Cogiendo una copa, pronunció la acción de gracias, se la dio, y todos bebieron.
Y les dijo: -«Ésta es mi sangre, sangre de la alianza, derramada por todos.”

MEDITACIÓN
La Eucaristía, sacramento del Cuerpo y de la Sangre de Cristo, memorial de la muerte y resurrección de Jesús, actualiza la Historia de Salvación. En ella se nos ofrece el beneficio de la creación, de la Redención y de la santificación.

También recuerda el tercer día de la creación. Dios se complació doblemente cuando dispuso para todos los vivientes la mesa inagotable de agua y de semillas que dieran fruto de toda especie.

Trae a la memoria el relato en el que se describe cómo “Melquisedec, rey de Salem, presentó pan y vino, pues era sacerdote del Dios Altísimo, y le bendijo diciendo: «¡Bendito sea Abram del Dios Altísimo, creador de cielos y tierra” (Gn 14, 18-19). Y cuando Abraham recibió a los tres ángeles a la puerta de su tienda y les ofreció pan de flor de harina (Gn 18).

Comparemos la escena en la que Faraón, ante la súplica de los hijos de Jacob de que les diera trigo para poder comer, les indicó que fueran a José con las palabras: “Haced lo que él os diga” y la de la boda de Caná. María, la Madre de Jesús, usará la misma expresión con los sirvientes del banquete.

Hasta nuestros días el pueblo judío celebra la Pascua, para conmemorar la memorable noche en que salió de Egipto, y lo hace con la cena del cordero y de panes ázimos. Jesús, en Cafarnaúm aclara que no fue Moisés quien dio de comer al pueblo el pan del cielo, sino su Padre. Y Él mismo se presenta como verdadero Pan del cielo. Él es el nuevo José, el nuevo Moisés, el verdadero Cordero, el novio de la boda, la manifestación del amor más grande.
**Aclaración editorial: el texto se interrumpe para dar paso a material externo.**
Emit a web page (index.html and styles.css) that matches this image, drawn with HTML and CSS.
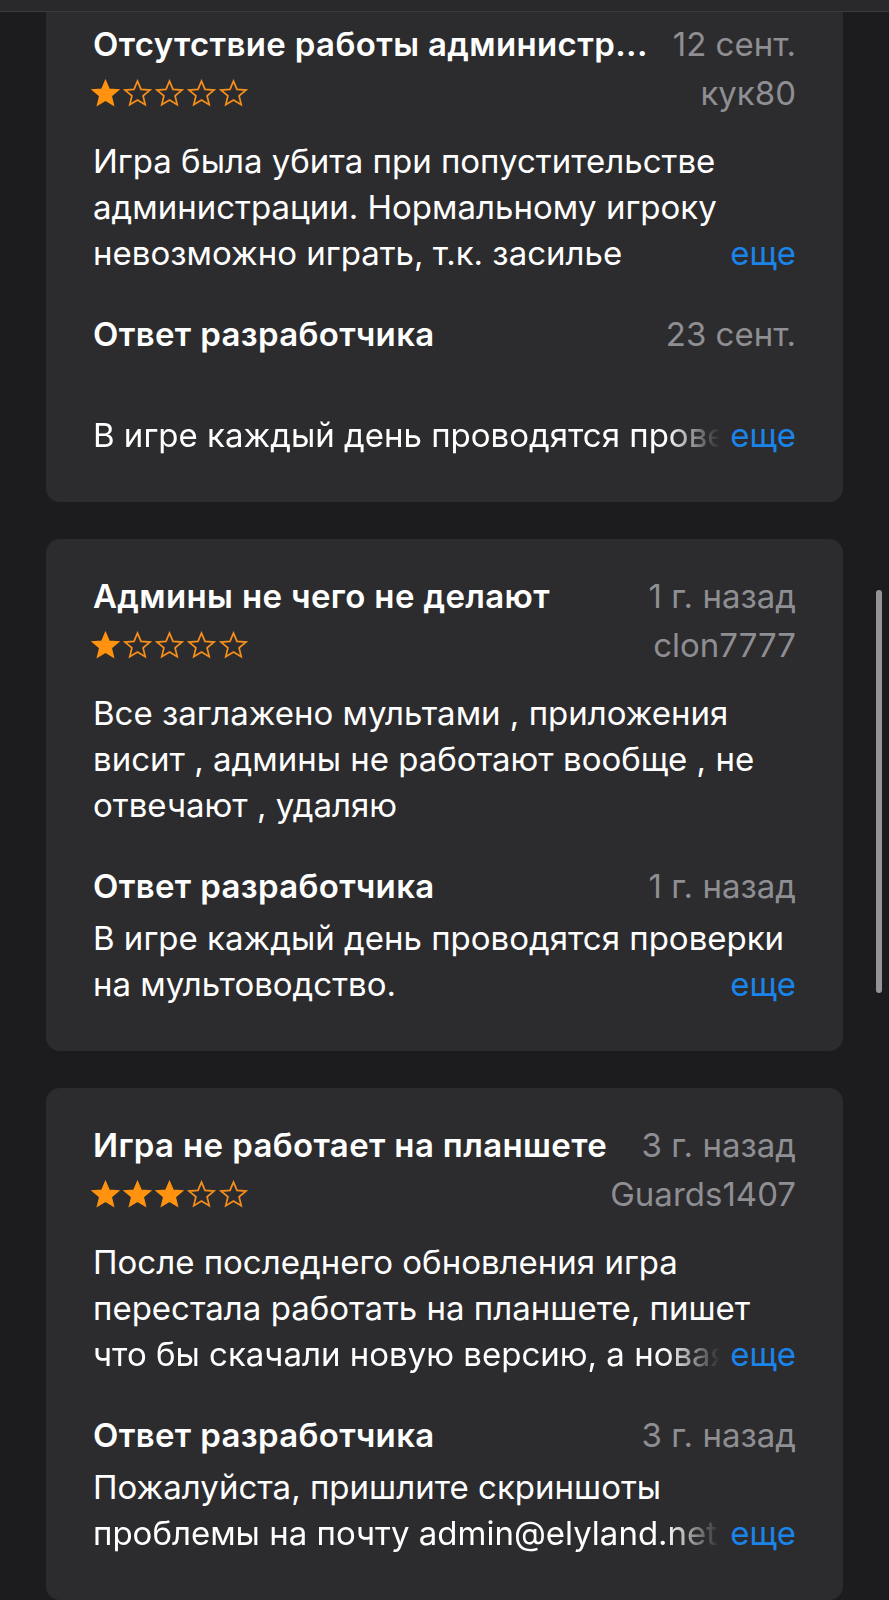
FILE: index.html
```html
<!DOCTYPE html>
<html lang="ru">
<head>
<meta charset="utf-8">
<title>Отзывы</title>
<link rel="stylesheet" href="styles.css">
</head>
<body>
<div class="topbar"></div>
<div class="scrollthumb"></div>
<main class="list">
  <article class="card">
    <div class="row">
      <h2 class="title">Отсутствие работы администр...</h2>
      <span class="meta">12 сент.</span>
    </div>
    <div class="row row-stars">
      <span class="stars" data-rating="1">
        <svg class="star on" viewBox="0 0 24 24"><path d="M12 1.8l3 7.1 7.6.6-5.8 5 1.8 7.5L12 18 5.4 22l1.8-7.5-5.8-5 7.6-.6z"/></svg><svg class="star" viewBox="0 0 24 24"><path d="M12 1.8l3 7.1 7.6.6-5.8 5 1.8 7.5L12 18 5.4 22l1.8-7.5-5.8-5 7.6-.6z"/></svg><svg class="star" viewBox="0 0 24 24"><path d="M12 1.8l3 7.1 7.6.6-5.8 5 1.8 7.5L12 18 5.4 22l1.8-7.5-5.8-5 7.6-.6z"/></svg><svg class="star" viewBox="0 0 24 24"><path d="M12 1.8l3 7.1 7.6.6-5.8 5 1.8 7.5L12 18 5.4 22l1.8-7.5-5.8-5 7.6-.6z"/></svg><svg class="star" viewBox="0 0 24 24"><path d="M12 1.8l3 7.1 7.6.6-5.8 5 1.8 7.5L12 18 5.4 22l1.8-7.5-5.8-5 7.6-.6z"/></svg>
      </span>
      <span class="meta">кук80</span>
    </div>
    <div class="text body">
      <div class="line">Игра была убита при попустительстве</div>
      <div class="line">администрации. Нормальному игроку</div>
      <div class="line last"><span class="clip">невозможно играть, т.к. засилье</span><a class="more" href="#">еще</a></div>
    </div>
    <div class="row reply-head">
      <h3 class="title">Ответ разработчика</h3>
      <span class="meta">23 сент.</span>
    </div>
    <div class="text reply">
      <div class="line blank">&nbsp;</div>
      <div class="line last"><span class="clip fade">В игре каждый день проводятся проверки на мультоводство.</span><a class="more" href="#">еще</a></div>
    </div>
  </article>

  <article class="card">
    <div class="row">
      <h2 class="title">Админы не чего не делают</h2>
      <span class="meta">1 г. назад</span>
    </div>
    <div class="row row-stars">
      <span class="stars" data-rating="1">
        <svg class="star on" viewBox="0 0 24 24"><path d="M12 1.8l3 7.1 7.6.6-5.8 5 1.8 7.5L12 18 5.4 22l1.8-7.5-5.8-5 7.6-.6z"/></svg><svg class="star" viewBox="0 0 24 24"><path d="M12 1.8l3 7.1 7.6.6-5.8 5 1.8 7.5L12 18 5.4 22l1.8-7.5-5.8-5 7.6-.6z"/></svg><svg class="star" viewBox="0 0 24 24"><path d="M12 1.8l3 7.1 7.6.6-5.8 5 1.8 7.5L12 18 5.4 22l1.8-7.5-5.8-5 7.6-.6z"/></svg><svg class="star" viewBox="0 0 24 24"><path d="M12 1.8l3 7.1 7.6.6-5.8 5 1.8 7.5L12 18 5.4 22l1.8-7.5-5.8-5 7.6-.6z"/></svg><svg class="star" viewBox="0 0 24 24"><path d="M12 1.8l3 7.1 7.6.6-5.8 5 1.8 7.5L12 18 5.4 22l1.8-7.5-5.8-5 7.6-.6z"/></svg>
      </span>
      <span class="meta">clon7777</span>
    </div>
    <div class="text body">
      <div class="line">Все заглажено мультами , приложения</div>
      <div class="line">висит , админы не работают вообще , не</div>
      <div class="line">отвечают , удаляю</div>
    </div>
    <div class="row reply-head">
      <h3 class="title">Ответ разработчика</h3>
      <span class="meta">1 г. назад</span>
    </div>
    <div class="text reply">
      <div class="line">В игре каждый день проводятся проверки</div>
      <div class="line last"><span class="clip">на мультоводство.</span><a class="more" href="#">еще</a></div>
    </div>
  </article>

  <article class="card">
    <div class="row">
      <h2 class="title">Игра не работает на планшете</h2>
      <span class="meta">3 г. назад</span>
    </div>
    <div class="row row-stars">
      <span class="stars" data-rating="3">
        <svg class="star on" viewBox="0 0 24 24"><path d="M12 1.8l3 7.1 7.6.6-5.8 5 1.8 7.5L12 18 5.4 22l1.8-7.5-5.8-5 7.6-.6z"/></svg><svg class="star on" viewBox="0 0 24 24"><path d="M12 1.8l3 7.1 7.6.6-5.8 5 1.8 7.5L12 18 5.4 22l1.8-7.5-5.8-5 7.6-.6z"/></svg><svg class="star on" viewBox="0 0 24 24"><path d="M12 1.8l3 7.1 7.6.6-5.8 5 1.8 7.5L12 18 5.4 22l1.8-7.5-5.8-5 7.6-.6z"/></svg><svg class="star" viewBox="0 0 24 24"><path d="M12 1.8l3 7.1 7.6.6-5.8 5 1.8 7.5L12 18 5.4 22l1.8-7.5-5.8-5 7.6-.6z"/></svg><svg class="star" viewBox="0 0 24 24"><path d="M12 1.8l3 7.1 7.6.6-5.8 5 1.8 7.5L12 18 5.4 22l1.8-7.5-5.8-5 7.6-.6z"/></svg>
      </span>
      <span class="meta">Guards1407</span>
    </div>
    <div class="text body">
      <div class="line">После последнего обновления игра</div>
      <div class="line">перестала работать на планшете, пишет</div>
      <div class="line last"><span class="clip fade">что бы скачали новую версию, а новая версия</span><a class="more" href="#">еще</a></div>
    </div>
    <div class="row reply-head">
      <h3 class="title">Ответ разработчика</h3>
      <span class="meta">3 г. назад</span>
    </div>
    <div class="text reply">
      <div class="line">Пожалуйста, пришлите скриншоты</div>
      <div class="line last"><span class="clip fade">проблемы на почту admin@elyland.net</span><a class="more" href="#">еще</a></div>
    </div>
  </article>
</main>
</body>
</html>
```

FILE: styles.css
```css
* { box-sizing: border-box; }

html, body {
  margin: 0;
  padding: 0;
  background: #1c1c1e;
}

body {
  font-family: Inter, "Noto Sans", "DejaVu Sans", sans-serif;
  color: #ffffff;
  -webkit-font-smoothing: antialiased;
}

.topbar {
  position: fixed;
  top: 0;
  left: 0;
  right: 0;
  height: 12px;
  background: #29292b;
  border-bottom: 1px solid #3a3a3c;
  z-index: 5;
}

.scrollthumb {
  position: fixed;
  left: 876px;
  top: 590px;
  width: 6px;
  height: 403px;
  border-radius: 3px;
  background: #949496;
  z-index: 5;
}

.list {
  display: flex;
  flex-direction: column;
  gap: 37px;
  margin-top: -13px;
  padding: 0 46px;
}

.card {
  background: #2c2c2e;
  border-radius: 14px;
  padding: 37px 47px 44px 47px;
}

.row {
  display: flex;
  justify-content: space-between;
  align-items: center;
  height: 40px;
}

.row-stars { margin-top: 9px; }

.title {
  margin: 0;
  font-size: 33px;
  font-weight: 600;
  letter-spacing: 0.35px;
  white-space: nowrap;
}

.meta {
  font-size: 33px;
  color: #8e8e93;
  white-space: nowrap;
}

.stars {
  display: flex;
  gap: 3px;
  margin-left: -2px;
}

.star {
  width: 29px;
  height: 28px;
  fill: none;
  stroke: #f48e1c;
  stroke-width: 1.5;
  stroke-linejoin: miter;
}

.star.on {
  fill: #ff9310;
  stroke: #ff9310;
}

.text {
  font-size: 33px;
  line-height: 46px;
}

.body { margin-top: 25px; }

.reply-head { margin-top: 38px; }

.reply { margin-top: 9px; }

.line { white-space: nowrap; }

.line.blank { height: 49px; }

.line.last {
  display: flex;
  align-items: baseline;
}

.clip {
  flex: 1;
  overflow: hidden;
  white-space: nowrap;
}

.clip.fade {
  -webkit-mask-image: linear-gradient(to right, #000 calc(100% - 56px), transparent calc(100% - 2px));
  mask-image: linear-gradient(to right, #000 calc(100% - 56px), transparent calc(100% - 2px));
}

.more {
  color: #1a84ea;
  text-decoration: none;
  margin-left: 8px;
}
```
La Eucaristía, prefigurada en el banquete de bodas, en la multiplicación de panes, en el cordero pascual, y realizada en la Cena santa, misterio de la muerte y resurrección de Jesucristo, se prolonga en los almuerzos del Resucitado con los suyos y se perpetúa en la celebración litúrgica. Al participar en la mesa santa del Cuerpo y de la Sangre de Cristo, nos hacemos una sola cosa con Él. Al comulgar debidamente, Jesucristo, a la vez que nos configura como miembros de su Cuerpo, nos envía a ser testigos y a prolongar su entrega en el ejercicio de la caridad.

ORACIÓN
“¿Cómo pagaré al Señor todo el bien que me ha hecho? Alzaré la copa de la salvación, invocando su nombre. Te ofreceré un sacrificio de alabanza, invocando tu nombre, Señor. Cumpliré al Señor mis votos en presencia de todo el pueblo” (Sal 115).